_Work to complete_
The exercise asks you to copy every line below in which "with" appears.

_Data excerpt_

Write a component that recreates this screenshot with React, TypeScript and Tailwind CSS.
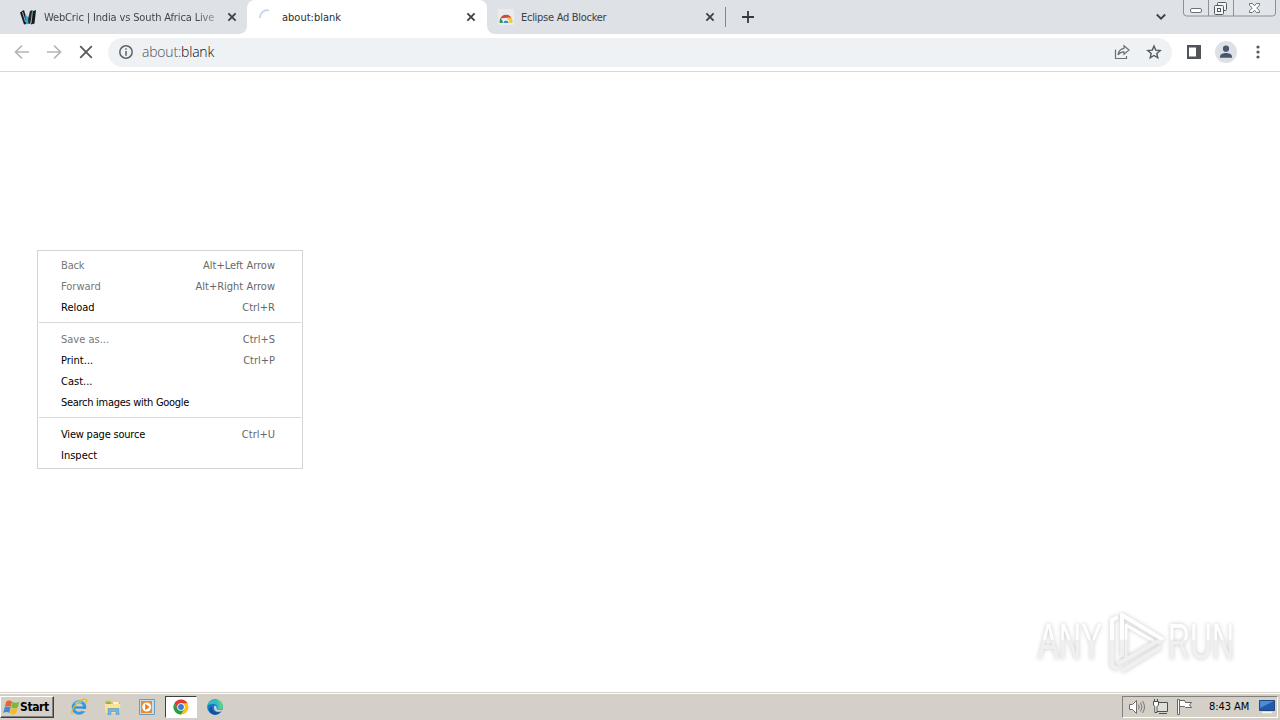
import { ReactNode } from "react";

type MenuEntry = {
  label: string;
  shortcut?: string;
  disabled?: boolean;
  spacing?: string;
};

const MENU_GROUPS: MenuEntry[][] = [
  [
    { label: "Back", shortcut: "Alt+Left Arrow", disabled: true, spacing: "tracking-[-0.15px]" },
    { label: "Forward", shortcut: "Alt+Right Arrow", disabled: true },
    { label: "Reload", shortcut: "Ctrl+R" },
  ],
  [
    { label: "Save as...", shortcut: "Ctrl+S", disabled: true },
    { label: "Print...", shortcut: "Ctrl+P" },
    { label: "Cast..." },
    { label: "Search images with Google", spacing: "tracking-[-0.29px]" },
  ],
  [
    { label: "View page source", shortcut: "Ctrl+U", spacing: "tracking-[-0.2px]" },
    { label: "Inspect" },
  ],
];

const CloseIcon = () => (
  <svg width="10" height="10" viewBox="0 0 10 10" className="shrink-0">
    <path d="M1.4 1.4 8.6 8.6M8.6 1.4 1.4 8.6" stroke="#3c4043" strokeWidth="1.8" />
  </svg>
);

const WebCricIcon = () => (
  <svg width="16" height="16" viewBox="0 0 16 16" className="shrink-0">
    <path d="M0 3.5 4 1 8 14.5 4 15.5Z" fill="#15191d" />
    <path d="M5 5 8 8 9.5 14 6 15.5Z" fill="#3fa4cf" />
    <path d="M8 10 10 2 12.5 1 10.5 14.5 8.5 15Z" fill="#20282e" />
    <path d="M12 2.5 16 1 14.5 14.5 11 15.5Z" fill="#15191d" />
    <path d="M2.5 3 5.5 13" stroke="#9ac8df" strokeWidth=".9" />
    <path d="M12.5 2.5 11 14" stroke="#8fc3da" strokeWidth=".8" />
  </svg>
);

const SpinnerIcon = () => (
  <svg width="16" height="16" viewBox="0 0 16 16" className="shrink-0">
    <path d="M1.2 9A7 7 0 0 1 10 1.5" fill="none" stroke="#c3d3ee" strokeWidth="1.7" />
  </svg>
);

const WebStoreIcon = () => (
  <svg width="16" height="16" viewBox="0 0 16 16" className="shrink-0">
    <path d="M0 0h16v16H0z" fill="#e9ebed" />
    <path d="M2.2 9.5A6.3 6.3 0 0 1 13.8 9.5L8 8.8Z" fill="#dc4437" />
    <path d="M1.7 14A6.3 6.3 0 0 1 2.5 9L6 14Z" fill="#279b55" />
    <path d="M9 8.6h4.3A6.3 6.3 0 0 1 14.2 14H9.8Z" fill="#f5c92f" />
    <path d="M4.6 14a3.4 3.4 0 0 1 6.8 0Z" fill="#fff" />
    <path d="M5.4 14a2.6 2.6 0 0 1 5.2 0Z" fill="#4b82dc" />
  </svg>
);

const ChromeIcon = () => (
  <svg width="16" height="16" viewBox="0 0 16 16">
    <circle cx="8" cy="8" r="7.5" fill="#fbc116" />
    <path d="M1.5 4.25A7.5 7.5 0 0 1 14.5 4.25H8L4.75 9.9Z" fill="#e33b2e" />
    <path d="M1.5 4.25A7.5 7.5 0 0 0 8 15.5L11.25 9.9H4.75Z" fill="#299d4f" />
    <circle cx="8" cy="8" r="3.75" fill="#fff" />
    <circle cx="8" cy="8" r="2.9" fill="#3b78e0" />
  </svg>
);

const ExplorerIcon = () => (
  <svg width="18" height="18" viewBox="0 0 18 18">
    <circle cx="9" cy="9.5" r="5.8" fill="none" stroke="#3a9bdc" strokeWidth="3" />
    <path d="M4 9.5h11" stroke="#2d8fd5" strokeWidth="2.2" />
    <path d="M10.5 11h6v2.2h-4Z" fill="#d4d0c8" />
    <path d="M5 5.5A6 6 0 0 1 12 4.5" fill="none" stroke="#8fd4f5" strokeWidth="1.2" />
    <path d="M2.5 16C-1 13 10-.5 16 1.5c1.2.8.5 2.7-.5 4" fill="none" stroke="#e9b92d" strokeWidth="1.3" />
  </svg>
);

const FolderIcon = () => (
  <svg width="18" height="18" viewBox="0 0 18 18">
    <path d="M1 2.5h5.5l1 1.5H16v11H1Z" fill="#e6bd50" />
    <path d="M2.5 4h4v2h-4z" fill="#6eb968" />
    <path d="M9 4h5.5v2H9z" fill="#faf5dd" />
    <path d="M.8 6h15.6l-.6 9H1.3Z" fill="#fbe499" />
    <path d="M4 16.5v-6h11v6h-3v-3H7v3Z" fill="#75b6e0" stroke="#498cb9" strokeWidth=".5" />
  </svg>
);

const MediaIcon = () => (
  <svg width="18" height="18" viewBox="0 0 18 18">
    <path d="M1.5 1.5h15v15h-15z" fill="#c5ddf0" stroke="#6e9ac0" />
    <path d="M3 3h11v12H3z" fill="#f18a20" />
    <circle cx="8.7" cy="9" r="4.5" fill="#fff" />
    <path d="m7.2 5.8 4.4 3.2-4.4 3.2Z" fill="#ed7817" />
  </svg>
);

const EdgeIcon = () => (
  <svg width="18" height="18" viewBox="0 0 18 18">
    <circle cx="9" cy="9" r="7.8" fill="#1679c5" />
    <path d="M1.5 7.5C3 .5 14-.8 16.8 8c.2 3.5-3 4.5-6 3.3 1.6-2.8-.3-5.5-3.5-5.3C4 5.9 2.2 7 1.5 7.5Z" fill="#31bdc5" />
    <path d="M11 1.6c4 1.2 5.5 3.6 5.8 6.4 0 2-1.5 3.6-4.2 3.6 1.7-2.8.7-6.6-1.6-10Z" fill="#5bd27c" />
    <path d="M6.3 8.6C5.4 12.5 9 15.5 14.6 14c-3.4 4.2-9.5 3.3-11-1.2-.4-2 .6-4 2.7-4.2Z" fill="#134f9f" />
    <path d="M8.2 8c1.6-.8 3 .8 2.4 3 1.4 1.3 4 1.2 5.8.3l-1 2C11 15 7 12.5 8.2 8Z" fill="#d4d0c8" />
  </svg>
);

const StartFlag = () => (
  <svg width="17" height="17" viewBox="0 0 17 16" className="shrink-0">
    <path d="M3.2 2C5 .5 7 .7 9 2L7.8 7.4C6 6.2 4 6.2 1.8 7.4Z" fill="#e9632a" />
    <path d="M9.5 2.3c2 1.2 4.4 1.2 6.9-.1L14.8 8c-2.2 1.2-4.4 1.2-6.6.1Z" fill="#79b843" />
    <path d="M1.6 8c2.2-1.3 4.2-1.2 6 0L6.2 13.4c-1.8-1.2-3.8-1-6 0Z" fill="#4488d3" />
    <path d="M8.1 8.5c2 1 4.3 1 6.5 0L13.2 14c-2.2 1.2-4.4 1.2-6.6.1Z" fill="#f3bd23" />
  </svg>
);

const Tab = ({ icon, title }: { icon: ReactNode; title: ReactNode }) => (
  <>
    {icon}
    <div className="ml-[7px] flex-1 whitespace-nowrap pt-px text-[11px] leading-4">{title}</div>
    <CloseIcon />
  </>
);

const WindowControls = () => (
  <svg width="94" height="18" viewBox="0 0 94 18" className="ml-4">
    <path d="M.5 0v13a3 3 0 0 0 3 3h86a3 3 0 0 0 3-3V0" fill="#e1e4e9" stroke="#8c9198" />
    <path d="M25.5 0v16M50.5 0v16" stroke="#8c9198" />
    <rect x="7.5" y="8.5" width="11" height="4" rx="1.5" fill="#fff" stroke="#6c7178" />
    <rect x="34.5" y="2.5" width="9" height="8" rx="1" fill="#f3f4f6" stroke="#555a61" />
    <rect x="31.5" y="5.5" width="9" height="9" rx="1" fill="#f3f4f6" stroke="#555a61" />
    <rect x="34.5" y="8.5" width="3" height="3" fill="#fff" stroke="#555a61" />
    <path
      d="M66.5 3.5h3l2 2.3 2-2.3h3v1.8L73.7 8l2.8 2.8v1.7h-3l-2-2.3-2 2.3h-3v-1.7L69.3 8l-2.8-2.7Z"
      fill="#fff"
      stroke="#6c7178"
    />
  </svg>
);

const TabStrip = () => (
  <div className="flex h-[34px] bg-[#dee1e6] text-[#3c4043]">
    <div className="flex w-[247px] items-center pl-5 pr-[10px]">
      <Tab
        icon={<WebCricIcon />}
        title={
          <span className="block w-[178px] bg-linear-to-r from-[#3c4043] from-85% to-[#3c404340] bg-clip-text pl-px tracking-[-0.14px] text-transparent">
            WebCric | India vs South Africa Live
          </span>
        }
      />
    </div>
    <div className="-ml-2 w-2 self-end">
      <svg width="8" height="8" viewBox="0 0 8 8">
        <path d="M8 0v8H0a8 8 0 0 0 8-8Z" fill="#fff" />
      </svg>
    </div>
    <div className="flex w-[240px] items-center rounded-t-lg bg-white pl-[12px] pr-[11px] text-[#2b2d30]">
      <Tab icon={<SpinnerIcon />} title="about:blank" />
    </div>
    <div className="-mr-2 w-2 self-end">
      <svg width="8" height="8" viewBox="0 0 8 8">
        <path d="M0 0v8h8a8 8 0 0 1-8-8Z" fill="#fff" />
      </svg>
    </div>
    <div className="flex w-[238px] items-center pl-[11px] pr-[10px]">
      <Tab icon={<WebStoreIcon />} title={<span className="tracking-[-0.28px]">Eclipse Ad Blocker</span>} />
    </div>
    <div className="mt-[7px] h-5 w-px bg-[#83878d]" />
    <svg width="12" height="12" viewBox="0 0 12 12" className="ml-4 mt-[11px]">
      <path d="M6 0v12M0 6h12" stroke="#35383c" strokeWidth="1.8" />
    </svg>
    <div className="flex-1" />
    <svg width="12" height="8" viewBox="0 0 12 8" className="mt-[13px]">
      <path d="m1.8 1.5 4.2 4.2 4.2-4.2" fill="none" stroke="#3c4043" strokeWidth="1.8" />
    </svg>
    <div className="mr-[3px]">
      <WindowControls />
    </div>
  </div>
);

const Toolbar = () => (
  <div className="flex h-[38px] items-center border-b border-[#d5d7da] bg-white pb-px">
    <svg width="16" height="16" viewBox="0 0 16 16" className="ml-[14px]">
      <path d="M15 8H2M8 1.5 1.5 8 8 14.5" fill="none" stroke="#b3b5b8" strokeWidth="1.7" />
    </svg>
    <svg width="16" height="16" viewBox="0 0 16 16" className="ml-4">
      <path d="M1 8h13M8 1.5 14.5 8 8 14.5" fill="none" stroke="#b3b5b8" strokeWidth="1.7" />
    </svg>
    <svg width="14" height="14" viewBox="0 0 14 14" className="ml-[17px]">
      <path d="m1.2 1.2 11.6 11.6M12.8 1.2 1.2 12.8" stroke="#56595d" strokeWidth="1.8" />
    </svg>
    <div className="ml-[15px] flex h-[29px] w-[1064px] items-center rounded-full bg-[#eff2f4] pl-[11px] pr-[10px]">
      <svg width="14" height="14" viewBox="0 0 14 14">
        <circle cx="7" cy="7" r="6.2" fill="none" stroke="#5f6368" strokeWidth="1.5" />
        <path d="M7 3.2v1.6M7 6v4.8" stroke="#5f6368" strokeWidth="1.5" />
      </svg>
      <div className="ml-[9px] flex-1 font-['Open_Sans',sans-serif] text-[14px] font-light leading-5 tracking-[-0.2px] text-[#4c5054]">
        about:<span className="text-[#0c0d0e]">blank</span>
      </div>
      <svg width="16" height="16" viewBox="0 0 16 16">
        <path d="M1.5 5.5v9h11V12" fill="none" stroke="#6b6f74" strokeWidth="1.2" />
        <path
          d="M10 1.8 15 6l-5 4.2V7.8C7.4 7.8 5.6 8.6 4 10.8c.5-3.7 2.6-6 6-6.5Z"
          fill="none"
          stroke="#6b6f74"
          strokeWidth="1.2"
        />
      </svg>
      <svg width="16" height="16" viewBox="0 0 16 16" className="ml-4">
        <path
          d="m8 2 1.7 4.1 4.5.4-3.4 2.9 1 4.4L8 11.5l-3.8 2.3 1-4.4-3.4-2.9 4.5-.4Z"
          fill="none"
          stroke="#55595e"
          strokeWidth="1.4"
        />
      </svg>
    </div>
    <svg width="14" height="14" viewBox="0 0 14 14" className="ml-[15px]">
      <path d="M0 0h14v14H0zM2 2.5v9h7v-9z" fill="#515459" fillRule="evenodd" />
    </svg>
    <svg width="22" height="22" viewBox="0 0 22 22" className="ml-[14px]">
      <circle cx="11" cy="11" r="11" fill="#dde0e4" />
      <circle cx="11" cy="7.7" r="3.1" fill="#4a5570" />
      <path d="M5 16.8v-1.2c0-2.4 3.5-3.5 6-3.5s6 1.1 6 3.5v1.2Z" fill="#4a5570" />
    </svg>
    <svg width="4" height="14" viewBox="0 0 4 14" className="ml-[19px]">
      <circle cx="2" cy="2" r="1.6" fill="#55595d" />
      <circle cx="2" cy="7" r="1.6" fill="#55595d" />
      <circle cx="2" cy="12" r="1.6" fill="#55595d" />
    </svg>
  </div>
);

const ContextMenu = () => (
  <div className="absolute left-[37px] top-[178px] h-[219px] w-[266px] border border-[#d4d4d4] bg-white px-px pt-1 text-[11px] text-black">
    {MENU_GROUPS.map((group, i) => (
      <div key={i}>
        {i > 0 && <div className="mb-[6px] mt-1 h-px bg-[#d9d9d9]" />}
        {group.map(({ label, shortcut, disabled, spacing }) => (
          <div key={label} className="flex h-[21px] items-center justify-between pl-[22px] pr-[26px] pt-[2px]">
            <span className={`${disabled ? "text-[#777]" : ""} ${spacing ?? ""}`}>{label}</span>
            <span className="text-[#686868]">{shortcut}</span>
          </div>
        ))}
      </div>
    ))}
  </div>
);

const Watermark = () => (
  <svg
    width="220"
    height="70"
    viewBox="0 0 220 70"
    className="absolute bottom-[17px] right-[28px] overflow-visible drop-shadow-[0_0_2px_rgba(0,0,0,0.22)]"
  >
    <defs>
      <linearGradient id="mark" x1="0" y1="0" x2="0" y2="70" gradientUnits="userSpaceOnUse">
        <stop offset=".49" stopColor="#fff" />
        <stop offset=".5" stopColor="#f0f0f0" />
      </linearGradient>
    </defs>
    <g fill="url(#mark)" fontFamily="'Liberation Sans Narrow', 'Liberation Sans', sans-serif" fontSize="50">
      <text x="6" y="54" textLength="64" lengthAdjust="spacingAndGlyphs">
        ANY
      </text>
      <text x="136" y="54" textLength="66" lengthAdjust="spacingAndGlyphs">
        RUN
      </text>
    </g>
    <g fill="none" stroke="url(#mark)" strokeWidth="4" strokeLinejoin="round">
      <path d="m86 12-6 3v46l6 3" />
      <path d="M90 52V10l40 24-4 4" />
      <path d="M94 20v34l29-17Z" strokeWidth="3" />
      <path d="m86 59 40-23M90 66l39-24" />
    </g>
  </svg>
);

const TASKS = [
  { name: "Internet Explorer", icon: <ExplorerIcon /> },
  { name: "Explorer", icon: <FolderIcon /> },
  { name: "Media Player", icon: <MediaIcon /> },
  { name: "Chrome", icon: <ChromeIcon />, active: true },
  { name: "Edge", icon: <EdgeIcon /> },
];

const Taskbar = () => (
  <div className="flex h-7 items-start border-t border-[#d4d0c8] bg-[#d4d0c8] pt-px shadow-[inset_0_1px_0_#fff]">
    <div className="mt-[2px] flex h-[22px] w-[54px] items-center border border-b-[#404040] border-l-white border-r-[#404040] border-t-white pl-[2px] font-bold text-black shadow-[inset_-1px_-1px_0_#808080]">
      <StartFlag />
      <span className="text-[12px] leading-4 tracking-[-0.4px]">Start</span>
    </div>
    <div className="ml-[9px] mt-[2px] flex gap-[2px]">
      {TASKS.map(({ name, icon, active }) => (
        <div
          key={name}
          className={
            active
              ? "flex h-[22px] w-8 items-center justify-center border border-b-white border-l-[#404040] border-r-white border-t-[#404040] bg-white"
              : "flex h-[22px] w-8 items-center justify-center"
          }
        >
          {icon}
        </div>
      ))}
    </div>
    <div className="flex-1" />
    <div className="mr-[2px] mt-[2px] flex h-[22px] w-[156px] items-center border border-b-white border-l-[#808080] border-r-white border-t-[#808080] pl-[5px]">
      <svg width="18" height="16" viewBox="0 0 18 16">
        <path d="M1.5 5.5h3l4-4v13l-4-4h-3Z" fill="#fff" stroke="#6d6d6d" />
        <path d="M10.5 5.5q1.5 2.5 0 5M12.5 3.5q3 4.5 0 9M14.5 2q4 6 0 12" fill="none" stroke="#777" />
      </svg>
      <svg width="18" height="16" viewBox="0 0 18 16" className="ml-[6px]">
        <path d="M4.5 3.5h11v9h-11z" fill="#dededb" stroke="#505050" />
        <path d="M7 14.5h8" stroke="#505050" />
        <path d="M1.5 2.5h5V6L5 7.5v6H2.8v-6L1.5 6Z" fill="#fff" stroke="#505050" />
        <path d="M2.5 0v2M5.5 0v2" stroke="#505050" />
      </svg>
      <svg width="17" height="16" viewBox="0 0 17 16" className="ml-[6px]">
        <path d="M1.5.5h2v15h-2z" fill="#fff" stroke="#666" />
        <path d="M3.5 1.5h5l1 2h6l-2 2.5 2 2.5h-6l-1-1h-5Z" fill="#fff" stroke="#666" />
      </svg>
      <span className="ml-[16px] whitespace-nowrap pt-px text-[11px] tracking-[-0.05px] text-black">8:43 AM</span>
      <svg width="16" height="14" viewBox="0 0 16 14" className="ml-[10px] shrink-0">
        <path d="M.5.5h15v10H.5z" fill="#2059ad" stroke="#21457d" />
        <path d="M1 1h14L1 8Z" fill="#4b8cd8" />
        <path d="M3 12.5h10" stroke="#f4f4f4" strokeWidth="1.5" />
      </svg>
    </div>
  </div>
);

export default function App() {
  return (
    <div className="flex h-screen w-screen flex-col overflow-hidden bg-white font-['DejaVu_Sans_Condensed','DejaVu_Sans',sans-serif]">
      <TabStrip />
      <Toolbar />
      <main className="relative flex-1 bg-white">
        <ContextMenu />
        <Watermark />
      </main>
      <Taskbar />
    </div>
  );
}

_Answer to this task_
Write a component that recreates this screenshot with React, TypeScript and Tailwind CSS.
    { label: "Search images with Google", spacing: "tracking-[-0.29px]" },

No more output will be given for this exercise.